マンションの大規模修繕工事を成功させるうえで欠かせないのが「設計監理」という専門的な業務です。聞き慣れない言葉かもしれませんが、これは工事の品質や安全性を守るための心強い存在。住まいの将来を左右するともいえる設計監理の役割とは、一体どんなものなのでしょうか?この記事では、大規模修繕工事における設計監理の重要性と役割について学んでいきます。
設計監理とはどんな仕事?
設計監理とは、工事の計画づくりから完成までをトータルで見守る専門家の業務です。たとえば、以下のような流れで仕事が進められます。
工程 | 主な内容 |
---|---|
① 建物調査 | 劣化状況を確認し、修繕の方針を決める |
② 設計図作成 | 修繕方法や使用材料、工法などを図面にまとめる |
③ 工事業者の選定支援 | 見積もり内容の精査や業者選定のアドバイス |
④ 工事監理 | 工事が図面通り進んでいるか、品質に問題がないか確認 |
⑤ 竣工検査 | 最終的な仕上がりをチェックして問題がないか確認 |
このように、**「設計」も「監理」も両方担うからこそ“設計監理”**なのです。
なぜ設計監理が必要なの?
大規模修繕工事は10年に1度の大事業。施工業者だけに任せてしまうと、「この材料で本当に良かった?」「手抜き工事されてない?」といった不安がつきまといます。

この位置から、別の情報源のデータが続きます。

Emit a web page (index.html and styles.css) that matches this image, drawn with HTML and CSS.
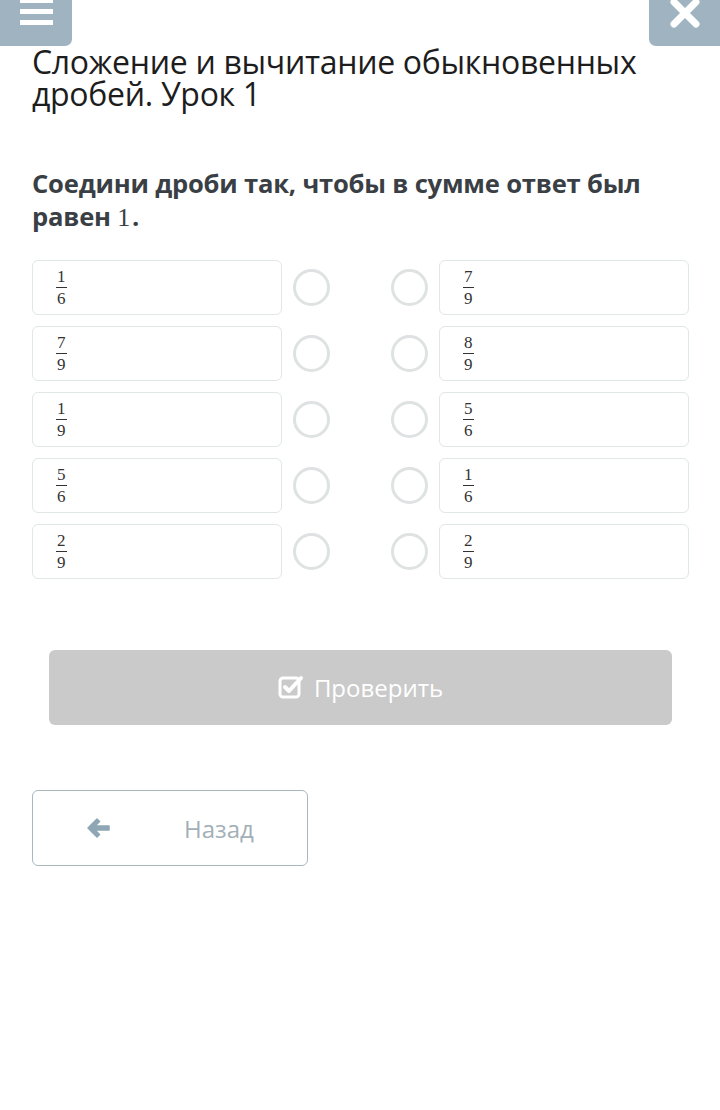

そこで登場するのが設計監理者です。第三者の立場から工事をチェックし、管理組合や住民の目線で安全性や品質を見守ってくれる存在です。もしも施工中に問題が起きても、専門的な視点からすばやく対応してくれます。
誰が設計監理を行うの?
多くの場合、一級建築士や建築設計事務所などの専門家がこの役割を担います。以下のようなスキルが求められます。
- 建築に関する法律・技術への深い理解
- 建物の劣化診断や修繕方法に関する知識
- 現場の状況を踏まえた柔軟な判断力
信頼できる設計監理者がついていれば、理事会も住民も安心して工事を進めることができます。
まとめ
大規模修繕工事における設計監理は、工事の品質と住まいの安全を守るための重要な役割を担っています。調査や設計から工事完了までを一貫して見守ることで、トラブルの発生を防ぎ、建物の耐久性や快適性を長く保つことができます。マンションという共有財産を守るうえで、専門家による第三者の目は欠かせません。設計監理がしっかり機能していれば、理事会の負担も軽くなり、住民も安心して暮らし続けられるでしょう。